#### Information shown
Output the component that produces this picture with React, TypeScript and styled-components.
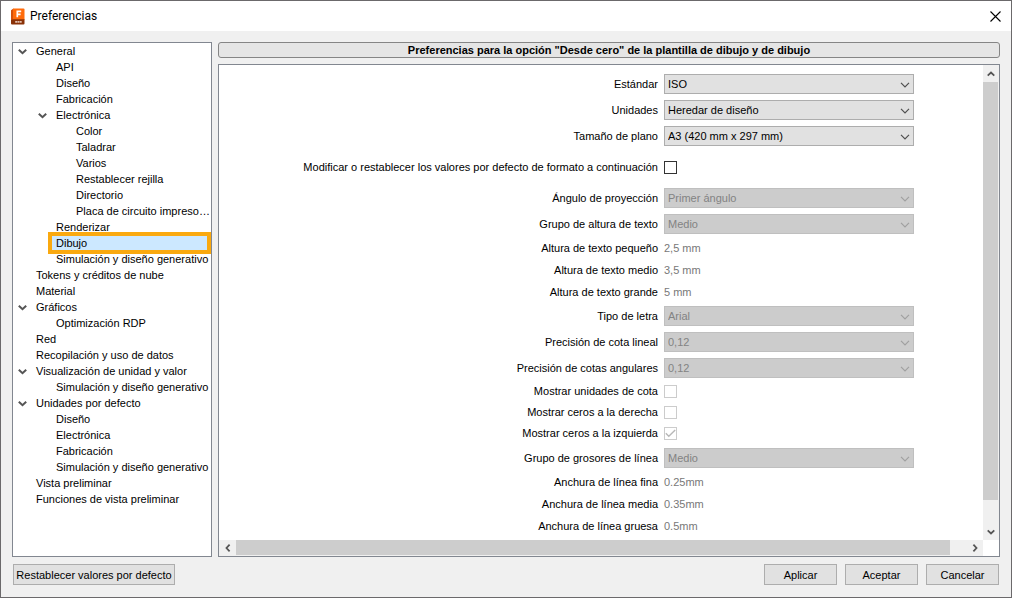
import React, { useState } from "react";
import styled, { createGlobalStyle } from "styled-components";

const GlobalStyle = createGlobalStyle`
  *, *::before, *::after { box-sizing: border-box; }
  body {
    margin: 0;
    background: #f0f0f0;
    color: #000;
    font: 11px/16px "Liberation Sans", Arial, sans-serif;
  }
  button, input, select { font: inherit; color: inherit; margin: 0; }
`;

const Dialog = styled.div`
  display: flex;
  flex-direction: column;
  min-height: 100vh;
  border: 1px solid #6b696b;
  background: #f0f0f0;
`;

const TitleBar = styled.header`
  display: flex;
  align-items: center;
  height: 30px;
  padding: 0 10px 0 9px;
  background: #fff;
`;

const Title = styled.h1`
  flex: 1;
  margin: 0 0 0 5px;
  font: 400 12px/16px Roboto, "Open Sans", sans-serif;
`;

const IconButton = styled.button`
  display: flex;
  align-items: center;
  justify-content: center;
  padding: 0;
  border: 0;
  background: none;
`;

const Content = styled.main`
  flex: 1;
  display: grid;
  grid-template-columns: 200px minmax(0, 1fr);
  gap: 6px;
  padding: 11px 11px 7px;
`;

const TreePane = styled.nav`
  border: 1px solid #828790;
  background: #fff;
  overflow: hidden;
`;

const TreeList = styled.ul`
  margin: 0;
  padding: 0;
  list-style: none;
`;

const TreeRow = styled.div<{ $level: number }>`
  display: flex;
  height: 16px;
  padding-left: ${({ $level }) => $level * 20}px;
`;

const ToggleSlot = styled.span`
  display: flex;
  flex: none;
  width: 19px;
  justify-content: center;
`;

const TreeLabel = styled.button<{ $selected: boolean }>`
  position: relative;
  flex: 1;
  min-width: 0;
  padding: 0 0 0 4px;
  border: 0;
  text-align: left;
  white-space: nowrap;
  background: ${({ $selected }) => ($selected ? "#cce8ff" : "none")};
  z-index: ${({ $selected }) => ($selected ? 1 : 0)};
`;

const Highlight = styled.span`
  position: absolute;
  inset: -3px 0 -3px -4px;
  border: 4px solid #faa90f;
  pointer-events: none;
`;

const Details = styled.section`
  display: flex;
  flex-direction: column;
  gap: 6px;
`;

const Banner = styled.h2`
  height: 16px;
  margin: 0;
  border: 1px solid #858585;
  border-radius: 3px;
  background: #e5e5e5;
  font-size: 11px;
  line-height: 14px;
  font-weight: 700;
  text-align: center;
`;

const ScrollFrame = styled.div`
  flex: 1;
  display: grid;
  grid-template-columns: minmax(0, 1fr) 16px;
  grid-template-rows: minmax(0, 1fr) 16px;
  border: 1px solid #828790;
  background: #fff;
`;

const Form = styled.form`
  display: flex;
  flex-direction: column;
  gap: 6px;
  padding: 9px 69px 4px 0;
`;

const FieldRow = styled.div<{ $spaced?: boolean }>`
  display: grid;
  grid-template-columns: minmax(0, 1fr) 250px;
  column-gap: 6px;
  align-items: center;
  margin: ${({ $spaced }) => ($spaced ? "7px 0" : "0")};
`;

const FieldLabel = styled.label`
  text-align: right;
  white-space: nowrap;
`;

const FieldValue = styled.output`
  color: #787878;
`;

const CheckGroup = styled.div`
  display: flex;
  flex-direction: column;
  gap: 6px;
  padding-bottom: 1px;
  line-height: 15px;
`;

const SelectBox = styled.div`
  position: relative;
  display: flex;
`;

const Select = styled.select`
  appearance: none;
  width: 100%;
  height: 20px;
  padding: 0 20px 0 3px;
  border: 1px solid #adadad;
  border-radius: 0;
  background: #e1e1e1;
  &:disabled {
    border-color: #bfbfbf;
    background: #cccccc;
    color: #838383;
    opacity: 1;
  }
`;

const SelectArrow = styled.svg<{ $disabled?: boolean }>`
  position: absolute;
  right: 4px;
  top: 8px;
  stroke: ${({ $disabled }) => ($disabled ? "#a0a0a0" : "#505050")};
  pointer-events: none;
`;

const CheckBox = styled.span`
  position: relative;
  display: flex;
  width: 13px;
  height: 13px;
`;

const CheckInput = styled.input`
  appearance: none;
  width: 13px;
  height: 13px;
  border: 1px solid #333;
  background: #fff;
  &:disabled { border-color: #ccc; }
`;

const CheckMark = styled.svg`
  position: absolute;
  inset: 0;
  pointer-events: none;
`;

const ScrollBar = styled.div<{ $vertical?: boolean }>`
  display: flex;
  flex-direction: ${({ $vertical }) => ($vertical ? "column" : "row")};
  padding: ${({ $vertical }) => ($vertical ? "0 1px 0 0" : "0 0 1px 0")};
  background: #f0f0f0;
  ${IconButton} { flex: 0 0 17px; }
`;

const ScrollTrack = styled.div<{ $vertical?: boolean }>`
  flex: 1;
  display: flex;
  flex-direction: ${({ $vertical }) => ($vertical ? "column" : "row")};
  padding: ${({ $vertical }) => ($vertical ? "0 0 23px" : "0 16px 0 0")};
`;

const ScrollThumb = styled.div`
  flex: 1;
  background: #cdcdcd;
`;

const Footer = styled.footer`
  display: flex;
  gap: 8px;
  padding: 0 12px 12px;
`;

const PushButton = styled.button<{ $wide?: boolean }>`
  width: ${({ $wide }) => ($wide ? 162 : 73)}px;
  height: 21px;
  margin-right: ${({ $wide }) => ($wide ? "auto" : 0)};
  padding: 0;
  border: 1px solid #adadad;
  background: #e1e1e1;
  white-space: nowrap;
`;

type Direction = "up" | "down" | "left" | "right";
const angles: Record<Direction, number> = { down: 0, left: 90, up: 180, right: 270 };

const BoldChevron = ({ direction, size = 9 }: { direction: Direction; size?: number }) => (
  <svg width={size} height={size} viewBox="0 0 9 9" aria-hidden="true">
    <path
      d="M.8 2.7 4.5 6.2 8.2 2.7"
      fill="none"
      stroke="#555"
      strokeWidth="2"
      transform={`rotate(${angles[direction]} 4.5 4.5)`}
    />
  </svg>
);

const AppIcon = () => (
  <svg width="15" height="17" viewBox="0 0 15 17" aria-hidden="true">
    <path d="M1 2.2 3.4.5V12L1 13Z" fill="#d3500a" />
    <path d="M3 .5H13.5Q14.5.5 14.5 1.5V12H3Z" fill="#ff6b0b" />
    <path d="M1 12 3.4 11.2H14.5V15.5Q14.5 16.5 13.5 16.5H2Q1 16.5 1 15.5Z" fill="#8a3208" />
    <path d="M7.3 9.3V3.3H11.2M7.3 6.3H10.6" fill="none" stroke="#fff" strokeWidth="1.7" />
    <path d="M5.2 13.8H11.8" stroke="#e2c0ae" strokeWidth="1.8" strokeDasharray="1.9 .4" />
  </svg>
);

type Node = { label: string; children?: Node[] };

const tree: Node[] = [
  {
    label: "General",
    children: [
      { label: "API" },
      { label: "Diseño" },
      { label: "Fabricación" },
      {
        label: "Electrónica",
        children: [
          { label: "Color" },
          { label: "Taladrar" },
          { label: "Varios" },
          { label: "Restablecer rejilla" },
          { label: "Directorio" },
          { label: "Placa de circuito impreso…" },
        ],
      },
      { label: "Renderizar" },
      { label: "Dibujo" },
      { label: "Simulación y diseño generativo" },
    ],
  },
  { label: "Tokens y créditos de nube" },
  { label: "Material" },
  { label: "Gráficos", children: [{ label: "Optimización RDP" }] },
  { label: "Red" },
  { label: "Recopilación y uso de datos" },
  {
    label: "Visualización de unidad y valor",
    children: [{ label: "Simulación y diseño generativo" }],
  },
  {
    label: "Unidades por defecto",
    children: [
      { label: "Diseño" },
      { label: "Electrónica" },
      { label: "Fabricación" },
      { label: "Simulación y diseño generativo" },
    ],
  },
  { label: "Vista preliminar" },
  { label: "Funciones de vista preliminar" },
];

type BranchProps = { node: Node; level: number; selected: string; onSelect: (s: string) => void };

const Branch = ({ node, level, selected, onSelect }: BranchProps) => {
  const [open, setOpen] = useState(true);
  const isSelected = node.label === selected;
  return (
    <li>
      <TreeRow $level={level}>
        <ToggleSlot>
          {node.children && (
            <IconButton
              type="button"
              aria-label={node.label}
              aria-expanded={open}
              onClick={() => setOpen(!open)}
            >
              <BoldChevron direction={open ? "down" : "right"} />
            </IconButton>
          )}
        </ToggleSlot>
        <TreeLabel type="button" $selected={isSelected} onClick={() => onSelect(node.label)}>
          {node.label}
          {isSelected && <Highlight />}
        </TreeLabel>
      </TreeRow>
      {node.children && open && (
        <TreeList>
          {node.children.map((child) => (
            <Branch
              key={child.label}
              node={child}
              level={level + 1}
              selected={selected}
              onSelect={onSelect}
            />
          ))}
        </TreeList>
      )}
    </li>
  );
};

type FieldProps = { id: string; label: string };

const SelectField = ({ id, label, value, disabled }: FieldProps & { value: string; disabled?: boolean }) => (
  <FieldRow>
    <FieldLabel htmlFor={id}>{label}</FieldLabel>
    <SelectBox>
      <Select id={id} disabled={disabled} defaultValue={value}>
        <option>{value}</option>
      </Select>
      <SelectArrow $disabled={disabled} width="10" height="6" viewBox="0 0 10 6" fill="none" aria-hidden="true">
        <path d="M1 .8 5 4.8 9 .8" strokeWidth="1.2" />
      </SelectArrow>
    </SelectBox>
  </FieldRow>
);

const ValueField = ({ id, label, value }: FieldProps & { value: string }) => (
  <FieldRow>
    <FieldLabel htmlFor={id}>{label}</FieldLabel>
    <FieldValue id={id}>{value}</FieldValue>
  </FieldRow>
);

type CheckProps = FieldProps & { checked?: boolean; disabled?: boolean; spaced?: boolean };

const CheckField = ({ id, label, checked = false, disabled, spaced }: CheckProps) => {
  const [on, setOn] = useState(checked);
  return (
    <FieldRow $spaced={spaced}>
      <FieldLabel htmlFor={id}>{label}</FieldLabel>
      <CheckBox>
        <CheckInput
          id={id}
          type="checkbox"
          checked={on}
          disabled={disabled}
          onChange={() => setOn(!on)}
        />
        {on && (
          <CheckMark width="13" height="13" viewBox="0 0 13 13" aria-hidden="true">
            <path
              d="M1.8 6.3 4.8 9.3 11.2 2.9"
              fill="none"
              stroke={disabled ? "#b8b8b8" : "#333"}
              strokeWidth="1.4"
            />
          </CheckMark>
        )}
      </CheckBox>
    </FieldRow>
  );
};

export default function App() {
  const [selected, setSelected] = useState("Dibujo");
  return (
    <>
      <GlobalStyle />
      <Dialog>
        <TitleBar>
          <AppIcon />
          <Title>Preferencias</Title>
          <IconButton type="button" aria-label="Cerrar">
            <svg width="11" height="11" viewBox="0 0 11 11" aria-hidden="true">
              <path d="M.5.5 10.5 10.5M10.5.5.5 10.5" stroke="#000" strokeWidth="1.1" />
            </svg>
          </IconButton>
        </TitleBar>
        <Content>
          <TreePane>
            <TreeList>
              {tree.map((node) => (
                <Branch
                  key={node.label}
                  node={node}
                  level={0}
                  selected={selected}
                  onSelect={setSelected}
                />
              ))}
            </TreeList>
          </TreePane>
          <Details>
            <Banner>
              Preferencias para la opción "Desde cero" de la plantilla de dibujo y de dibujo
            </Banner>
            <ScrollFrame>
              <Form>
                <SelectField id="standard" label="Estándar" value="ISO" />
                <SelectField id="units" label="Unidades" value="Heredar de diseño" />
                <SelectField id="sheet" label="Tamaño de plano" value="A3 (420 mm x 297 mm)" />
                <CheckField
                  id="override"
                  label="Modificar o restablecer los valores por defecto de formato a continuación"
                  spaced
                />
                <SelectField id="angle" label="Ángulo de proyección" value="Primer ángulo" disabled />
                <SelectField id="text-group" label="Grupo de altura de texto" value="Medio" disabled />
                <ValueField id="text-small" label="Altura de texto pequeño" value="2,5 mm" />
                <ValueField id="text-medium" label="Altura de texto medio" value="3,5 mm" />
                <ValueField id="text-large" label="Altura de texto grande" value="5 mm" />
                <SelectField id="font" label="Tipo de letra" value="Arial" disabled />
                <SelectField id="linear" label="Precisión de cota lineal" value="0,12" disabled />
                <SelectField id="angular" label="Precisión de cotas angulares" value="0,12" disabled />
                <CheckGroup>
                  <CheckField id="show-units" label="Mostrar unidades de cota" disabled />
                  <CheckField id="trailing" label="Mostrar ceros a la derecha" disabled />
                  <CheckField id="leading" label="Mostrar ceros a la izquierda" checked disabled />
                </CheckGroup>
                <SelectField id="line-group" label="Grupo de grosores de línea" value="Medio" disabled />
                <ValueField id="line-thin" label="Anchura de línea fina" value="0.25mm" />
                <ValueField id="line-medium" label="Anchura de línea media" value="0.35mm" />
                <ValueField id="line-thick" label="Anchura de línea gruesa" value="0.5mm" />
              </Form>
              <ScrollBar $vertical>
                <IconButton type="button" aria-label="Subir">
                  <BoldChevron direction="up" size={8} />
                </IconButton>
                <ScrollTrack $vertical>
                  <ScrollThumb />
                </ScrollTrack>
                <IconButton type="button" aria-label="Bajar">
                  <BoldChevron direction="down" size={8} />
                </IconButton>
              </ScrollBar>
              <ScrollBar>
                <IconButton type="button" aria-label="Izquierda">
                  <BoldChevron direction="left" size={8} />
                </IconButton>
                <ScrollTrack>
                  <ScrollThumb />
                </ScrollTrack>
                <IconButton type="button" aria-label="Derecha">
                  <BoldChevron direction="right" size={8} />
                </IconButton>
              </ScrollBar>
            </ScrollFrame>
          </Details>
        </Content>
        <Footer>
          <PushButton type="button" $wide>
            Restablecer valores por defecto
          </PushButton>
          <PushButton type="button">Aplicar</PushButton>
          <PushButton type="button">Aceptar</PushButton>
          <PushButton type="button">Cancelar</PushButton>
        </Footer>
      </Dialog>
    </>
  );
}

#### Short task
Look through the material above and pick out each line holding the word "components".

#### Worked answer
Output the component that produces this picture with React, TypeScript and styled-components.
import styled, { createGlobalStyle } from "styled-components";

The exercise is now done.